More mumps cases on campus: What you need to know

The number of mumps cases identified in UW-Madison students has increased to five. UHS is working with public health officials to monitor the situation.

Mumps is a contagious viral illness that spreads by droplets of saliva or mucus from the mouth, nose, or throat of an infected person, usually when the person coughs, sneezes or talks. While most people who have been given the mumps vaccine are usually protected for life against mumps infections, mumps can occur in previously immunized persons.

For common questions and answers about mumps, check out “What college students need to know about mumps.

UHS is encouraging all students to take the following steps to stay healthy and prevent spreading the illness.

  1. Check your immunization records. First things first, check your immunization records to make sure you’ve had two doses of the measles-mumps-rubella (MMR) vaccine.
    If not, students can get vaccinated at no cost at UHS. Call 608-265-5600 or use MyUHS to make an appointment. Faculty and staff should visit their private health care provider or pharmacy.

  3. Take a page from the flu playbook with preventive actions. Wash your hands regularly with soap and water; sneeze and cough into a tissue or your elbow; and avoid sharing drinks, food and utensils.

  5. Watch for symptoms even if you have been vaccinated. Contact UHS if you experience them. Early symptoms usually begin 16 to 18 days after infection and are similar to those of the flu: fever, headache, muscle aches, and fatigue. Swelling of the cheek and jaw area (salivary glands) usually follows and is a classic symptom of mumps. Students who experience symptoms should call UHS at 608-265-5600 or use MyUHS to make an appointment. Faculty and staff should contact their private health care provider.

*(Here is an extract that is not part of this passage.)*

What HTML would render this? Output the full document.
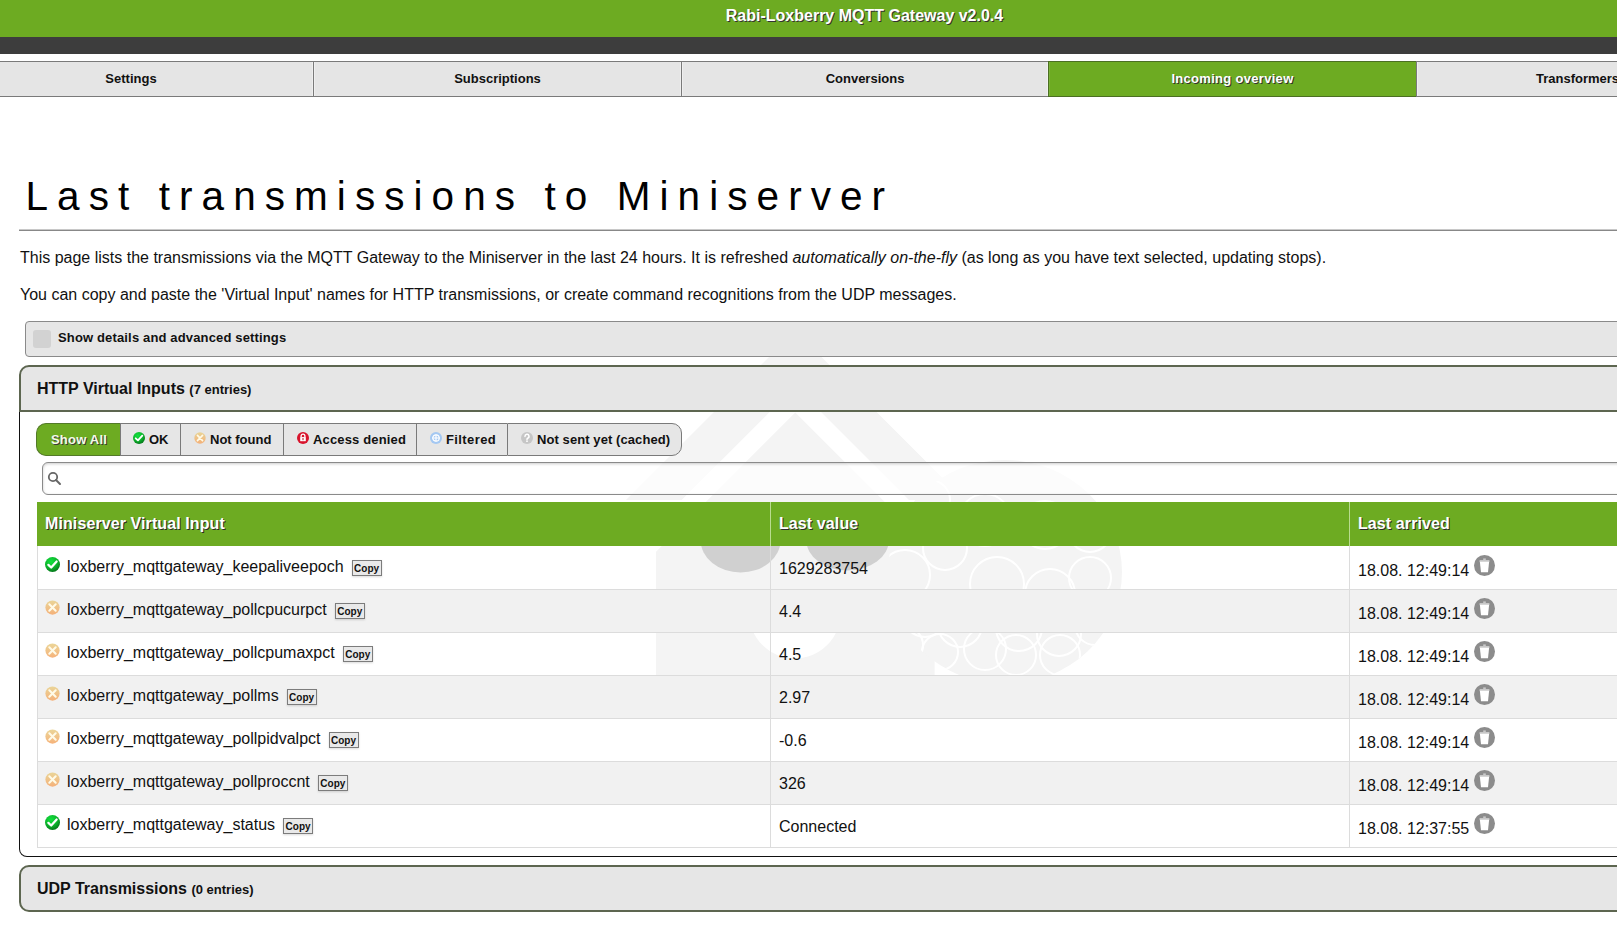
<!DOCTYPE html>
<html><head><meta charset="utf-8">
<style>
*{box-sizing:border-box;}
html,body{margin:0;padding:0;}
body{width:1617px;height:932px;overflow:hidden;position:relative;background:#fff;font-family:"Liberation Sans",sans-serif;color:#000;}
.abs{position:absolute;}
.tx{position:absolute;line-height:1;white-space:nowrap;}
#hdr{left:0;top:0;width:1617px;height:37px;background:#6dab22;}
#hdr .t{position:absolute;left:0;width:1729px;top:8px;text-align:center;font-size:16px;font-weight:bold;color:#fff;text-shadow:1px 1px 0 #333;line-height:1;}
#bar{left:0;top:37px;width:1617px;height:17px;background:#3d3d3d;}
#nav{left:0;top:61px;width:1617px;height:36px;border-top:1px solid #7a7a7a;border-bottom:1px solid #7a7a7a;background:#e5e5e5;}
#nav .it{position:absolute;top:0;height:34px;text-align:center;border-left:1px solid #7a7a7a;}
#nav .it span{position:absolute;left:0;right:0;top:10px;font-size:13px;font-weight:bold;color:#111;line-height:1;}
#nav .it{box-shadow:inset 1px 0 0 #efefef, inset -1px 0 0 #efefef;}
#nav .act{background:#6dab22;top:-1px;height:36px;border-top:1px solid #4b6f22;border-bottom:1px solid #4b6f22;border-left-color:#4b6f22;box-shadow:inset 1px 0 0 #7cb23a;}
#nav .act span{top:10px;}
#nav .act span{color:#fff;text-shadow:1px 1px 0 #333;}
h1{position:absolute;left:25.5px;top:175.7px;margin:0;font-size:40.5px;font-weight:normal;letter-spacing:9.07px;line-height:1;white-space:nowrap;color:#000;}
#hr{left:19px;top:229px;width:1600px;height:2px;border-top:1px solid #c8c8c8;background:#888;}
.p{position:absolute;left:20px;font-size:16px;line-height:20px;white-space:nowrap;color:#111;}
/* watermark */
#wm{left:640px;top:340px;}
/* show details */
#sd{left:25px;top:321px;width:1620px;height:36px;border:1px solid #8a8a8a;border-radius:4px;background:#e6e6e6;}
#sdcb{left:33px;top:330px;width:18px;height:18px;border-radius:3px;background:#d2d2d2;}
/* collapsibles */
.ch{left:19px;width:1630px;border:2px solid #5d6650;border-radius:10px 0 0 0;background:#e6e6e6;}
#vic{left:19px;top:410px;width:1630px;height:447px;border:1px solid #111;border-top:none;border-radius:0 0 0 8px;background:transparent;}
#udp-h{top:865px;height:47px;border-radius:10px 0 0 10px;}
/* filter group */
#fg{left:36px;top:423px;height:33px;}
.fb{position:absolute;top:0;height:33px;background:#e6e6e6;border-top:1px solid #7a7a7a;border-bottom:1px solid #7a7a7a;border-left:1px solid #7a7a7a;}
.fb span{position:absolute;top:9px;font-size:13px;font-weight:bold;color:#111;line-height:1;white-space:nowrap;}
/* search */
#srch{left:42px;top:462px;width:1600px;height:33px;border:1px solid #8a8a8a;border-radius:6px;background:rgba(255,255,255,0.7);box-shadow:inset 0 1px 3px rgba(0,0,0,0.2);}
/* table */
#th{left:37px;top:502px;width:1600px;height:44px;background:#6dab22;}
.thc{position:absolute;font-size:16px;font-weight:bold;color:#fff;text-shadow:1px 1px 0 #2a2a2a;letter-spacing:0.1px;line-height:1;white-space:nowrap;}
.row{left:37px;width:1600px;height:44px;border-bottom:1px solid #dcdcdc;}
.td{font-size:16px;line-height:1;white-space:nowrap;color:#111;}
.copy{width:30px;height:16px;border:1px solid #7c7c7c;background:#e9e9e9;font-size:10px;font-weight:bold;line-height:15px;text-align:center;color:#111;box-shadow:0 1px 2px rgba(0,0,0,0.15);}
.vl{top:502px;width:1px;height:345px;}
</style></head><body>
<svg class="abs" style="left:0;top:0" width="1617" height="932" viewBox="0 0 1617 932">
<defs><clipPath id="rb"><ellipse cx="1005" cy="572" rx="117" ry="112"/></clipPath><clipPath id="eyes"><rect x="0" y="546" width="1617" height="400"/></clipPath></defs>
<g fill="#f4f4f4">
<polygon points="626,500 795.3,330.7 964.6,500 909,500 795.3,386.3 681.7,500"/>
<polygon points="795.3,412.5 934.6,551.8 934.6,700 656,700 656,551.8"/>
<ellipse cx="1005" cy="572" rx="117" ry="112"/>
</g>
<g fill="none" stroke="#fff" stroke-width="2" clip-path="url(#rb)"><circle cx="905" cy="575" r="25"/><circle cx="945" cy="548" r="22"/><circle cx="997" cy="584" r="27"/><circle cx="1050" cy="594" r="25"/><circle cx="1090" cy="578" r="21"/><circle cx="925" cy="615" r="22"/><circle cx="960" cy="625" r="22"/><circle cx="1019" cy="628" r="23"/><circle cx="1059" cy="634" r="22"/><circle cx="1095" cy="625" r="20"/><circle cx="940" cy="652" r="18"/><circle cx="985" cy="649" r="21"/><circle cx="1016" cy="655" r="20"/><circle cx="1060" cy="655" r="20"/><circle cx="905" cy="645" r="18"/><circle cx="985" cy="520" r="26"/><circle cx="1045" cy="525" r="24"/><circle cx="930" cy="500" r="20"/><circle cx="1090" cy="530" r="22"/></g>
<path d="M749,612.7 A45.8,45.8 0 0 0 840.6,612.7 Z" fill="#fff"/>
<g clip-path="url(#eyes)">
<ellipse cx="740.6" cy="540" rx="40" ry="32.6" fill="#d0d0d0"/>
<ellipse cx="847.6" cy="540" rx="41.3" ry="30.5" fill="#d0d0d0"/>
</g>
</svg>
<div id="hdr" class="abs"><div class="t">Rabi-Loxberry MQTT Gateway v2.0.4</div></div>
<div id="bar" class="abs"></div>
<div id="nav" class="abs">
 <div class="it" style="left:-51px;width:364px;border-left:none"><span>Settings</span></div>
 <div class="it" style="left:313px;width:368px"><span>Subscriptions</span></div>
 <div class="it" style="left:681px;width:367px"><span>Conversions</span></div>
 <div class="it act" style="left:1048px;width:368px"><span style="letter-spacing:0.3px">Incoming overview</span></div>
 <div class="it" style="left:1416px;width:368px"><span style="left:119px;right:auto">Transformers</span></div>
</div>
<h1>Last transmissions to Miniserver</h1>
<div id="hr" class="abs"></div>
<div class="p" style="top:248px">This page lists the transmissions via the MQTT Gateway to the Miniserver in the last 24 hours. It is refreshed <i>automatically on-the-fly</i> (as long as you have text selected, updating stops).</div>
<div class="p" style="top:285px">You can copy and paste the 'Virtual Input' names for HTTP transmissions, or create command recognitions from the UDP messages.</div>

<div id="sd" class="abs"></div>
<div id="sdcb" class="abs"></div>
<div class="tx" style="left:58px;top:331px;font-size:13px;font-weight:bold;color:#111;letter-spacing:0.15px">Show details and advanced settings</div>

<div id="vic" class="abs"></div>
<div id="vih" class="abs ch" style="top:365px;height:47px"></div>
<div class="tx" style="left:37px;top:381px;font-size:16px;font-weight:bold;color:#111">HTTP Virtual Inputs <span style="font-size:13px">(7 entries)</span></div>

<div id="fg" class="abs">
 <div class="fb" style="left:0;width:84px;background:#6dab22;border-color:#537a28;border-radius:10px 0 0 10px"><span style="left:14px;color:#f4fbe8;text-shadow:1px 1px 0 #3a3a3a;letter-spacing:0.2px">Show All</span></div>
 <div class="fb" style="left:84px;width:60px"><span style="left:28px">OK</span></div>
 <div class="fb" style="left:144px;width:103px"><span style="left:29px">Not found</span></div>
 <div class="fb" style="left:247px;width:133px"><span style="left:29px;letter-spacing:0.15px">Access denied</span></div>
 <div class="fb" style="left:380px;width:91px"><span style="left:29px;letter-spacing:0.4px">Filtered</span></div>
 <div class="fb" style="left:471px;width:175px;border-right:1px solid #7a7a7a;border-radius:0 10px 10px 0"><span style="left:29px;letter-spacing:0.08px">Not sent yet (cached)</span></div>
</div>


<svg class="abs" style="left:133px;top:432px" width="12" height="12" viewBox="0 0 16 16"><defs><radialGradient id="gokf" cx="40%" cy="30%" r="70%"><stop offset="0" stop-color="#12e23e"/><stop offset="0.6" stop-color="#0cb52c"/><stop offset="1" stop-color="#067a1c"/></radialGradient></defs><circle cx="8" cy="8" r="8" fill="url(#gokf)"/><path d="M3.6 8.4 L6.6 11.2 L12.4 4.8" fill="none" stroke="#fff" stroke-width="2.4" stroke-linecap="round" stroke-linejoin="round"/></svg>
<svg class="abs" style="left:194px;top:432px" width="12" height="12" viewBox="0 0 16 16"><defs><linearGradient id="gnff" x1="0" y1="0" x2="0" y2="1"><stop offset="0" stop-color="#e9d28e"/><stop offset="1" stop-color="#f5aa6c"/></linearGradient></defs><circle cx="8" cy="8" r="7.6" fill="url(#gnff)" opacity="0.9"/><path d="M4.6 4.6 L11.4 11.4 M11.4 4.6 L4.6 11.4" fill="none" stroke="#fffbe8" stroke-width="2.2" stroke-linecap="round"/></svg>
<svg class="abs" style="left:297px;top:432px" width="12" height="12" viewBox="0 0 12 12"><circle cx="6" cy="6" r="6" fill="#d8142c"/><path d="M4.1 5.2 V4.1 A1.9 1.9 0 0 1 7.9 4.1 V5.2" fill="none" stroke="#fff" stroke-width="1.3"/><rect x="3.2" y="5.1" width="5.6" height="4.1" fill="#fff"/><rect x="5.5" y="6" width="1" height="2.2" fill="#b01020"/></svg>
<svg class="abs" style="left:430px;top:432px" width="12" height="12" viewBox="0 0 12 12"><circle cx="6" cy="6" r="6" fill="#a4c8f2"/><circle cx="6" cy="6" r="3.2" fill="none" stroke="#fff" stroke-width="1.2"/><path d="M2 6 H10 M6 2.6 V9.4" stroke="#fff" stroke-width="1.2"/></svg>
<svg class="abs" style="left:521px;top:432px" width="12" height="12" viewBox="0 0 12 12"><circle cx="6" cy="6" r="6" fill="#c6c6c6"/><path d="M4 4.4 A2 2 0 1 1 6.6 6.2 Q6 6.5 6 7.4" fill="none" stroke="#fff" stroke-width="1.5" stroke-linecap="round"/><circle cx="6" cy="9.2" r="0.9" fill="#fff"/></svg>
<div id="srch" class="abs"></div>
<svg class="abs" style="left:47px;top:471px" width="15" height="15" viewBox="0 0 15 15"><circle cx="6" cy="6" r="4.2" fill="none" stroke="#666" stroke-width="1.8"/><path d="M9 9 L13 13" stroke="#666" stroke-width="2" stroke-linecap="round"/></svg>

<div id="th" class="abs"></div>
<div class="thc" style="left:45px;top:516px">Miniserver Virtual Input</div>
<div class="thc" style="left:779px;top:516px">Last value</div>
<div class="thc" style="left:1358px;top:516px">Last arrived</div>
<div class="row abs" style="top:546px;height:44px;background:transparent"></div>
<svg class="abs" style="left:45px;top:557px" width="15" height="15" viewBox="0 0 16 16"><defs><radialGradient id="gok45557" cx="40%" cy="30%" r="70%"><stop offset="0" stop-color="#12e23e"/><stop offset="0.6" stop-color="#0cb52c"/><stop offset="1" stop-color="#067a1c"/></radialGradient></defs><circle cx="8" cy="8" r="8" fill="url(#gok45557)"/><path d="M3.6 8.4 L6.6 11.2 L12.4 4.8" fill="none" stroke="#fff" stroke-width="2.4" stroke-linecap="round" stroke-linejoin="round"/></svg>
<div class="td abs" style="left:67px;top:559px">loxberry_mqttgateway_keepaliveepoch</div>
<div class="copy abs" style="left:351.6px;top:560px">Copy</div>
<div class="td abs" style="left:779px;top:561px">1629283754</div>
<div class="td abs" style="left:1358px;top:563px">18.08. 12:49:14</div>
<svg class="abs" style="left:1474px;top:555px" width="21" height="21" viewBox="0 0 21 21"><circle cx="10.5" cy="10.5" r="10.5" fill="#8c8c8c"/><path d="M5.6 5.2 H15.4 V7 H5.6 Z" fill="#d6d6d6"/><path d="M9.2 3.4 H11.8 V5.2 H9.2Z" fill="#c8c8c8"/><path d="M5.9 7 H15.1 L14 17.2 H7 Z" fill="#fff"/></svg>
<div class="row abs" style="top:590px;height:43px;background:#f1f1f1"></div>
<svg class="abs" style="left:45px;top:600px" width="15" height="15" viewBox="0 0 16 16"><defs><linearGradient id="gnf45600" x1="0" y1="0" x2="0" y2="1"><stop offset="0" stop-color="#e9d28e"/><stop offset="1" stop-color="#f5aa6c"/></linearGradient></defs><circle cx="8" cy="8" r="7.6" fill="url(#gnf45600)" opacity="0.9"/><path d="M4.6 4.6 L11.4 11.4 M11.4 4.6 L4.6 11.4" fill="none" stroke="#fffbe8" stroke-width="2.2" stroke-linecap="round"/></svg>
<div class="td abs" style="left:67px;top:602px">loxberry_mqttgateway_pollcpucurpct</div>
<div class="copy abs" style="left:334.7px;top:603px">Copy</div>
<div class="td abs" style="left:779px;top:604px">4.4</div>
<div class="td abs" style="left:1358px;top:606px">18.08. 12:49:14</div>
<svg class="abs" style="left:1474px;top:598px" width="21" height="21" viewBox="0 0 21 21"><circle cx="10.5" cy="10.5" r="10.5" fill="#8c8c8c"/><path d="M5.6 5.2 H15.4 V7 H5.6 Z" fill="#d6d6d6"/><path d="M9.2 3.4 H11.8 V5.2 H9.2Z" fill="#c8c8c8"/><path d="M5.9 7 H15.1 L14 17.2 H7 Z" fill="#fff"/></svg>
<div class="row abs" style="top:633px;height:43px;background:transparent"></div>
<svg class="abs" style="left:45px;top:643px" width="15" height="15" viewBox="0 0 16 16"><defs><linearGradient id="gnf45643" x1="0" y1="0" x2="0" y2="1"><stop offset="0" stop-color="#e9d28e"/><stop offset="1" stop-color="#f5aa6c"/></linearGradient></defs><circle cx="8" cy="8" r="7.6" fill="url(#gnf45643)" opacity="0.9"/><path d="M4.6 4.6 L11.4 11.4 M11.4 4.6 L4.6 11.4" fill="none" stroke="#fffbe8" stroke-width="2.2" stroke-linecap="round"/></svg>
<div class="td abs" style="left:67px;top:645px">loxberry_mqttgateway_pollcpumaxpct</div>
<div class="copy abs" style="left:342.7px;top:646px">Copy</div>
<div class="td abs" style="left:779px;top:647px">4.5</div>
<div class="td abs" style="left:1358px;top:649px">18.08. 12:49:14</div>
<svg class="abs" style="left:1474px;top:641px" width="21" height="21" viewBox="0 0 21 21"><circle cx="10.5" cy="10.5" r="10.5" fill="#8c8c8c"/><path d="M5.6 5.2 H15.4 V7 H5.6 Z" fill="#d6d6d6"/><path d="M9.2 3.4 H11.8 V5.2 H9.2Z" fill="#c8c8c8"/><path d="M5.9 7 H15.1 L14 17.2 H7 Z" fill="#fff"/></svg>
<div class="row abs" style="top:676px;height:43px;background:#f1f1f1"></div>
<svg class="abs" style="left:45px;top:686px" width="15" height="15" viewBox="0 0 16 16"><defs><linearGradient id="gnf45686" x1="0" y1="0" x2="0" y2="1"><stop offset="0" stop-color="#e9d28e"/><stop offset="1" stop-color="#f5aa6c"/></linearGradient></defs><circle cx="8" cy="8" r="7.6" fill="url(#gnf45686)" opacity="0.9"/><path d="M4.6 4.6 L11.4 11.4 M11.4 4.6 L4.6 11.4" fill="none" stroke="#fffbe8" stroke-width="2.2" stroke-linecap="round"/></svg>
<div class="td abs" style="left:67px;top:688px">loxberry_mqttgateway_pollms</div>
<div class="copy abs" style="left:286.6px;top:689px">Copy</div>
<div class="td abs" style="left:779px;top:690px">2.97</div>
<div class="td abs" style="left:1358px;top:692px">18.08. 12:49:14</div>
<svg class="abs" style="left:1474px;top:684px" width="21" height="21" viewBox="0 0 21 21"><circle cx="10.5" cy="10.5" r="10.5" fill="#8c8c8c"/><path d="M5.6 5.2 H15.4 V7 H5.6 Z" fill="#d6d6d6"/><path d="M9.2 3.4 H11.8 V5.2 H9.2Z" fill="#c8c8c8"/><path d="M5.9 7 H15.1 L14 17.2 H7 Z" fill="#fff"/></svg>
<div class="row abs" style="top:719px;height:43px;background:transparent"></div>
<svg class="abs" style="left:45px;top:729px" width="15" height="15" viewBox="0 0 16 16"><defs><linearGradient id="gnf45729" x1="0" y1="0" x2="0" y2="1"><stop offset="0" stop-color="#e9d28e"/><stop offset="1" stop-color="#f5aa6c"/></linearGradient></defs><circle cx="8" cy="8" r="7.6" fill="url(#gnf45729)" opacity="0.9"/><path d="M4.6 4.6 L11.4 11.4 M11.4 4.6 L4.6 11.4" fill="none" stroke="#fffbe8" stroke-width="2.2" stroke-linecap="round"/></svg>
<div class="td abs" style="left:67px;top:731px">loxberry_mqttgateway_pollpidvalpct</div>
<div class="copy abs" style="left:328.5px;top:732px">Copy</div>
<div class="td abs" style="left:779px;top:733px">-0.6</div>
<div class="td abs" style="left:1358px;top:735px">18.08. 12:49:14</div>
<svg class="abs" style="left:1474px;top:727px" width="21" height="21" viewBox="0 0 21 21"><circle cx="10.5" cy="10.5" r="10.5" fill="#8c8c8c"/><path d="M5.6 5.2 H15.4 V7 H5.6 Z" fill="#d6d6d6"/><path d="M9.2 3.4 H11.8 V5.2 H9.2Z" fill="#c8c8c8"/><path d="M5.9 7 H15.1 L14 17.2 H7 Z" fill="#fff"/></svg>
<div class="row abs" style="top:762px;height:43px;background:#f1f1f1"></div>
<svg class="abs" style="left:45px;top:772px" width="15" height="15" viewBox="0 0 16 16"><defs><linearGradient id="gnf45772" x1="0" y1="0" x2="0" y2="1"><stop offset="0" stop-color="#e9d28e"/><stop offset="1" stop-color="#f5aa6c"/></linearGradient></defs><circle cx="8" cy="8" r="7.6" fill="url(#gnf45772)" opacity="0.9"/><path d="M4.6 4.6 L11.4 11.4 M11.4 4.6 L4.6 11.4" fill="none" stroke="#fffbe8" stroke-width="2.2" stroke-linecap="round"/></svg>
<div class="td abs" style="left:67px;top:774px">loxberry_mqttgateway_pollproccnt</div>
<div class="copy abs" style="left:317.8px;top:775px">Copy</div>
<div class="td abs" style="left:779px;top:776px">326</div>
<div class="td abs" style="left:1358px;top:778px">18.08. 12:49:14</div>
<svg class="abs" style="left:1474px;top:770px" width="21" height="21" viewBox="0 0 21 21"><circle cx="10.5" cy="10.5" r="10.5" fill="#8c8c8c"/><path d="M5.6 5.2 H15.4 V7 H5.6 Z" fill="#d6d6d6"/><path d="M9.2 3.4 H11.8 V5.2 H9.2Z" fill="#c8c8c8"/><path d="M5.9 7 H15.1 L14 17.2 H7 Z" fill="#fff"/></svg>
<div class="row abs" style="top:805px;height:43px;background:transparent"></div>
<svg class="abs" style="left:45px;top:815px" width="15" height="15" viewBox="0 0 16 16"><defs><radialGradient id="gok45815" cx="40%" cy="30%" r="70%"><stop offset="0" stop-color="#12e23e"/><stop offset="0.6" stop-color="#0cb52c"/><stop offset="1" stop-color="#067a1c"/></radialGradient></defs><circle cx="8" cy="8" r="8" fill="url(#gok45815)"/><path d="M3.6 8.4 L6.6 11.2 L12.4 4.8" fill="none" stroke="#fff" stroke-width="2.4" stroke-linecap="round" stroke-linejoin="round"/></svg>
<div class="td abs" style="left:67px;top:817px">loxberry_mqttgateway_status</div>
<div class="copy abs" style="left:283.1px;top:818px">Copy</div>
<div class="td abs" style="left:779px;top:819px">Connected</div>
<div class="td abs" style="left:1358px;top:821px">18.08. 12:37:55</div>
<svg class="abs" style="left:1474px;top:813px" width="21" height="21" viewBox="0 0 21 21"><circle cx="10.5" cy="10.5" r="10.5" fill="#8c8c8c"/><path d="M5.6 5.2 H15.4 V7 H5.6 Z" fill="#d6d6d6"/><path d="M9.2 3.4 H11.8 V5.2 H9.2Z" fill="#c8c8c8"/><path d="M5.9 7 H15.1 L14 17.2 H7 Z" fill="#fff"/></svg>
<div class="vl abs" style="left:770px;top:502px;height:44px;background:#b9dc8f"></div>
<div class="vl abs" style="left:1349px;top:502px;height:44px;background:#b9dc8f"></div>
<div class="vl abs" style="left:770px;top:546px;height:301px;background:#dcdcdc"></div>
<div class="vl abs" style="left:1349px;top:546px;height:301px;background:#dcdcdc"></div>
<div class="vl abs" style="left:37px;top:546px;height:301px;background:#dcdcdc"></div>

<div id="udp-h" class="abs ch"></div>
<div class="tx" style="left:37px;top:881px;font-size:16px;font-weight:bold;color:#111">UDP Transmissions <span style="font-size:13px">(0 entries)</span></div>
</body></html>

  7. Stay home if you are sick. Anyone suspected of having mumps is expected to stay home from school, work, or similar activities for five days. This means don’t attend class or labs, go to work, or socialize with others during this five-day period and don’t use public transportation. Mouth and nose should be covered during any sneezing or coughing and hands should be washed frequently. There is no treatment for mumps, but you can soothe your symptoms by getting plenty of bed rest, taking over-the-counter pain killers such as Ibuprofen or Tylenol to relieve any pain, and drinking plenty of fluids.